When John Elkann, chair of Stellantis and scion of the billionaire Agnelli industrial dynasty, was looking to build out an asset management business, he naturally turned to James Anderson for advice.

He had known the maverick fund manager for more than a decade, in various capacities. At Baillie Gifford, where Anderson worked for almost four decades, he was a major shareholder in Exor companies including Fiat Chrysler Automobiles and Ferrari. The pair had regularly attended Sun Valley — the so-called summer camp for billionaires — in Idaho, where they would compare notes on philanthropy, entrepreneurship and what it meant to start and build a company in the 21st century.

The discussions have proved rather fruitful. As my colleague Arash Massoudi and I reveal in this scoop, the Agnelli family holding company is backing Anderson’s return to full-time investing a year after retiring from Baillie Gifford.

Lingotto Investment Management, a new $3bn firm that is owned by Exor, has appointed Anderson to its team of investors. He will launch a new fund focused on innovation in both public and private markets, starting with about $500mn in assets.

Elkann told us that his vision for Lingotto was to “provide a home for very talented investment management professionals to join a place which is entrepreneurial and much focused on letting them do what they’re good at and what they love”. 

Lingotto is named after the historic Fiat factory in Turin, which was inaugurated in 1923. (Remember its rooftop racetrack that featured in the 1969 film The Italian Job?) It will be chaired by George Osborne, the former UK chancellor who is now a banker at boutique advisory firm Robey Warshaw.

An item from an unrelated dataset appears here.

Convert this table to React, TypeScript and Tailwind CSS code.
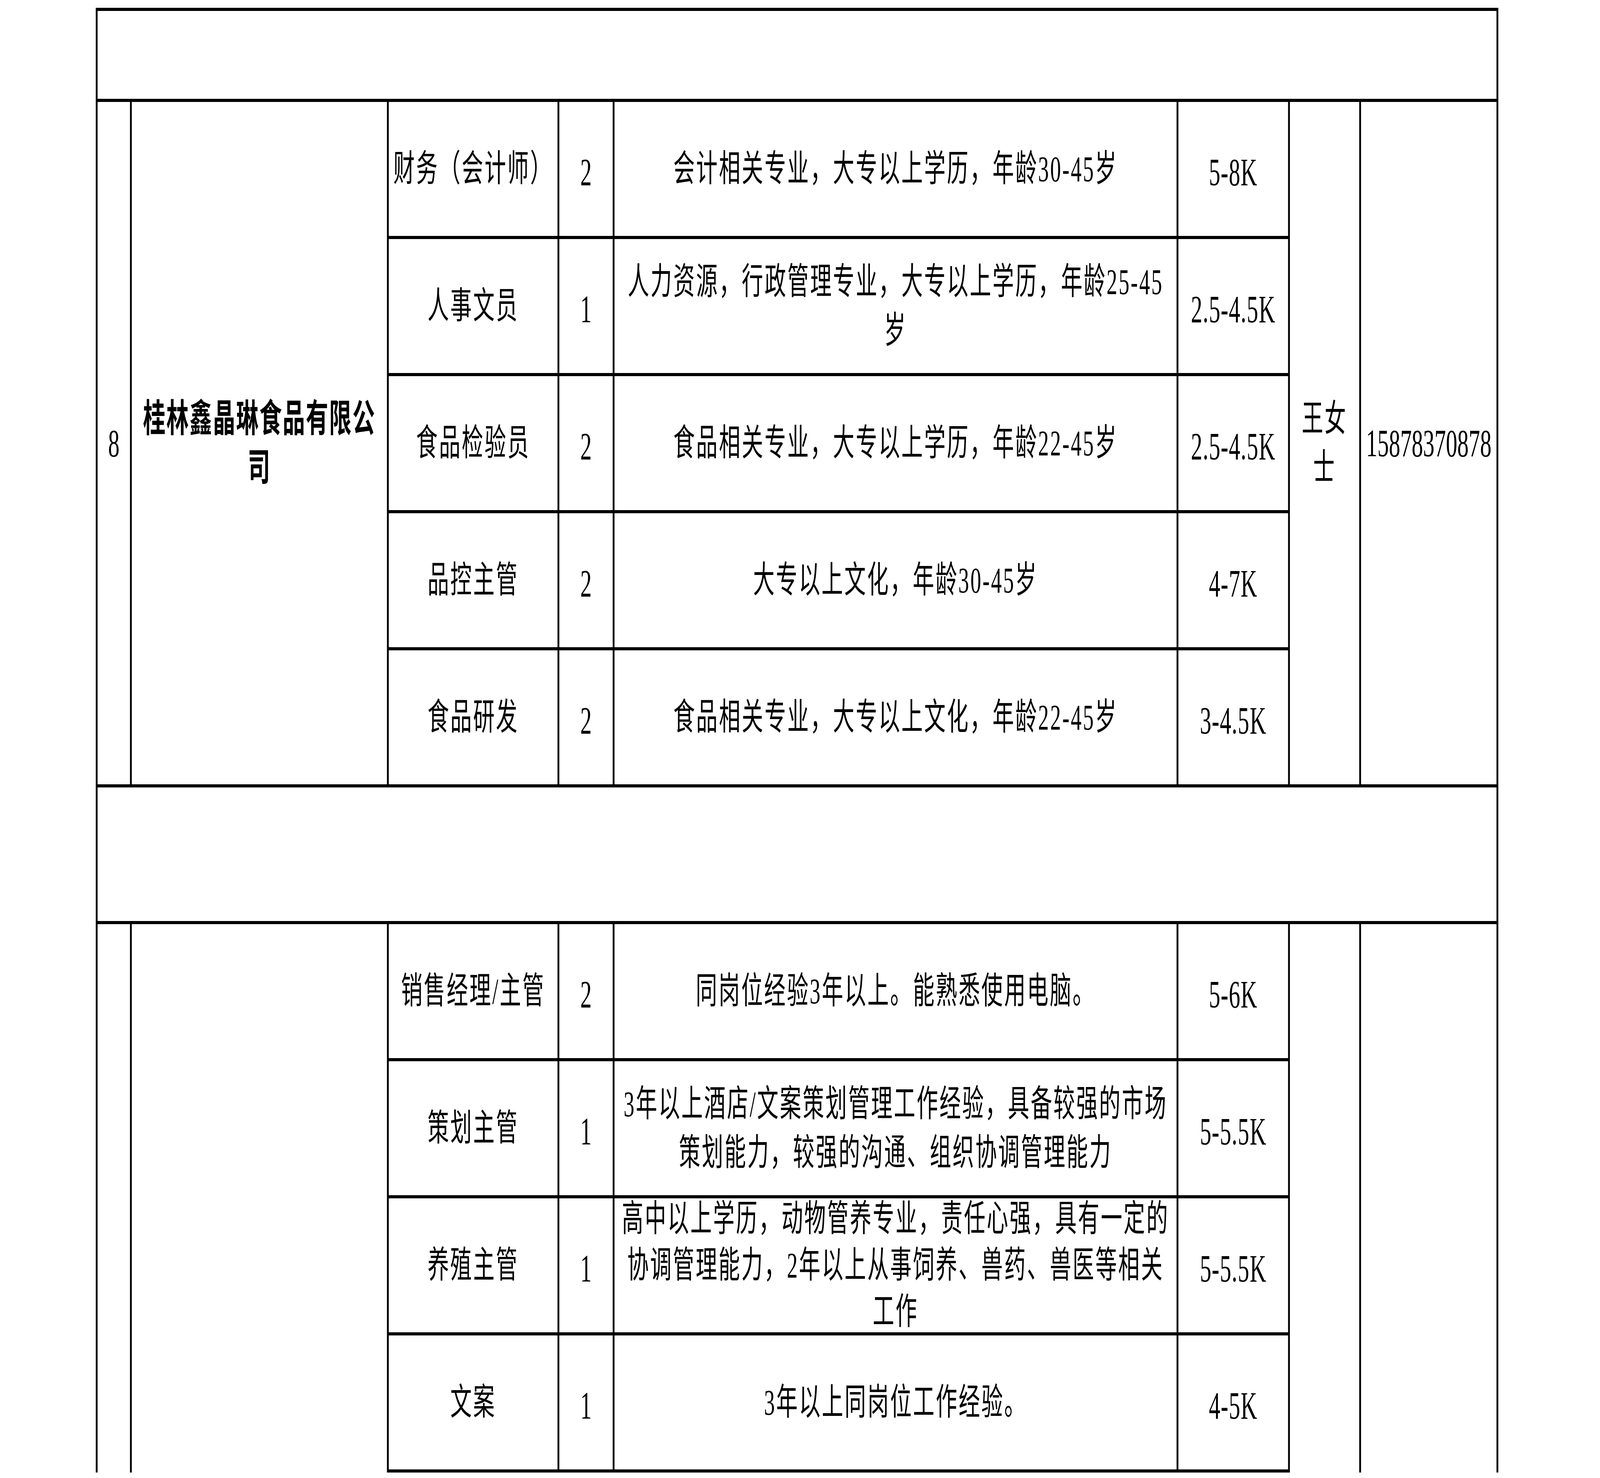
import { useEffect, useState } from "react";

type Job = {
  pos: string;
  n: string;
  desc: string;
  pay: string;
  tight?: boolean;
};

const PAGE_W = 7017;
const PAGE_H = 3784;

const firstJobs: Job[] = [
  { pos: "财务（会计师）", n: "2", desc: "会计相关专业，大专以上学历，年龄30-45岁", pay: "5-8K" },
  { pos: "人事文员", n: "1", desc: "人力资源，行政管理专业，大专以上学历，年龄25-45岁", pay: "2.5-4.5K" },
  { pos: "食品检验员", n: "2", desc: "食品相关专业，大专以上学历，年龄22-45岁", pay: "2.5-4.5K" },
  { pos: "品控主管", n: "2", desc: "大专以上文化，年龄30-45岁", pay: "4-7K" },
  { pos: "食品研发", n: "2", desc: "食品相关专业，大专以上文化，年龄22-45岁", pay: "3-4.5K" },
];

const secondJobs: Job[] = [
  { pos: "销售经理/主管", n: "2", desc: "同岗位经验3年以上。能熟悉使用电脑。", pay: "5-6K" },
  {
    pos: "策划主管",
    n: "1",
    desc: "3年以上酒店/文案策划管理工作经验，具备较强的市场策划能力，较强的沟通、组织协调管理能力",
    pay: "5-5.5K",
  },
  {
    pos: "养殖主管",
    n: "1",
    desc: "高中以上学历，动物管养专业，责任心强，具有一定的协调管理能力，2年以上从事饲养、兽药、兽医等相关工作",
    pay: "5-5.5K",
    tight: true,
  },
  { pos: "文案", n: "1", desc: "3年以上同岗位工作经验。", pay: "4-5K" },
];

const cell = "bg-white flex items-center justify-center text-center";
const cjk = "text-[94px] tracking-[6px] leading-[125px]";
const digits = "text-[100px] leading-[125px]";

function JobCells({ job }: { job: Job }) {
  return (
    <>
      <div className={`${cell} ${cjk} px-[10px]`}>{job.pos}</div>
      <div className={`${cell} ${digits} pt-[16px]`}>{job.n}</div>
      <div
        className={`${cell} text-[94px] tracking-[6px] px-[24px] ${
          job.tight ? "leading-[119px]" : "leading-[125px]"
        }`}
      >
        {job.desc}
      </div>
      <div className={`${cell} ${digits} tracking-[2px] pt-[16px]`}>{job.pay}</div>
    </>
  );
}

// the sheet is laid out at 7017x3784 design px and stretched onto the real viewport
function useFit() {
  const read = () =>
    typeof window === "undefined"
      ? { x: 1, y: 1 }
      : { x: window.innerWidth / PAGE_W, y: window.innerHeight / PAGE_H };
  const [fit, setFit] = useState(read);
  useEffect(() => {
    const onResize = () => setFit(read());
    onResize();
    window.addEventListener("resize", onResize);
    return () => window.removeEventListener("resize", onResize);
  }, []);
  return fit;
}

export default function App() {
  const fit = useFit();

  return (
    <div className="w-screen h-screen overflow-hidden bg-white">
      <div
        className="w-[7017px] h-[3784px] origin-top-left bg-white pt-[20px] pl-[420px] text-black font-['Liberation_Serif','Noto_Sans_CJK_SC',serif] [text-autospace:no-autospace]"
        style={{ transform: `scale(${fit.x}, ${fit.y})` }}
      >
        <div className="grid w-fit grid-cols-[142px_1119px_740px_234px_2465px_481px_304px_594px] grid-rows-[225px_repeat(5,343px)_342px_repeat(4,343px)_0px] gap-[8px] bg-black pt-[8px] px-[8px]">
          {/* blank title row */}
          <div className={`${cell} col-span-8`} />

          {/* company 8 */}
          <div className={`${cell} row-span-5 ${digits}`}>8</div>
          <div className={`${cell} row-span-5 px-[10px] text-[98px] font-bold tracking-[4px] leading-[125px]`}>
            桂林鑫晶琳食品有限公司
          </div>
          <JobCells job={firstJobs[0]} />
          <div className={`${cell} row-span-5 px-[20px] ${cjk} leading-[112px]`}>王女士</div>
          <div className={`${cell} row-span-5 ${digits}`}>15878370878</div>
          {firstJobs.slice(1).map((job) => (
            <JobCells key={job.pos} job={job} />
          ))}

          {/* blank divider row */}
          <div className={`${cell} col-span-8`} />

          {/* next company, cut off at the bottom */}
          <div className={`${cell} row-span-5`} />
          <div className={`${cell} row-span-5`} />
          <JobCells job={secondJobs[0]} />
          <div className={`${cell} row-span-5`} />
          <div className={`${cell} row-span-5`} />
          {secondJobs.slice(1).map((job) => (
            <JobCells key={job.pos} job={job} />
          ))}
        </div>
      </div>
    </div>
  );
}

Anderson had a stellar tenure running Baillie Gifford’s flagship Scottish Mortgage Investment Trust before a well-timed exit last year. Its performance has soured since then, as the march of growth stocks that are its bread and butter was curbed by higher interest rates.

He acknowledged that “it’s been a difficult 18 months” for growth investing, but said the long-term opportunity in sectors including artificial intelligence, healthcare and renewable energy was greater than ever. Anderson said:

“One of the great puzzles to me is that markets have become so sceptical and short-term at a time when the pace of innovation and change, and the prospects of returns over five, 10 and 20 years, has got greater than less.” 

But he has, for now, reluctantly tempered his enthusiasm for investing in China. Anderson said: “Despite the quality of entrepreneurs and businesses we see there, a reconciliation between the US and China seems a long way off and that has implications for investors.” 

Read the full story here 

Meanwhile, catch up on the Lunch with the FT I did with Anderson last year here. And if you haven’t seen it, I highly recommend this fascinating biographical documentary about Elkann’s grandfather Gianni Agnelli, legendary industrialist, playboy and style icon.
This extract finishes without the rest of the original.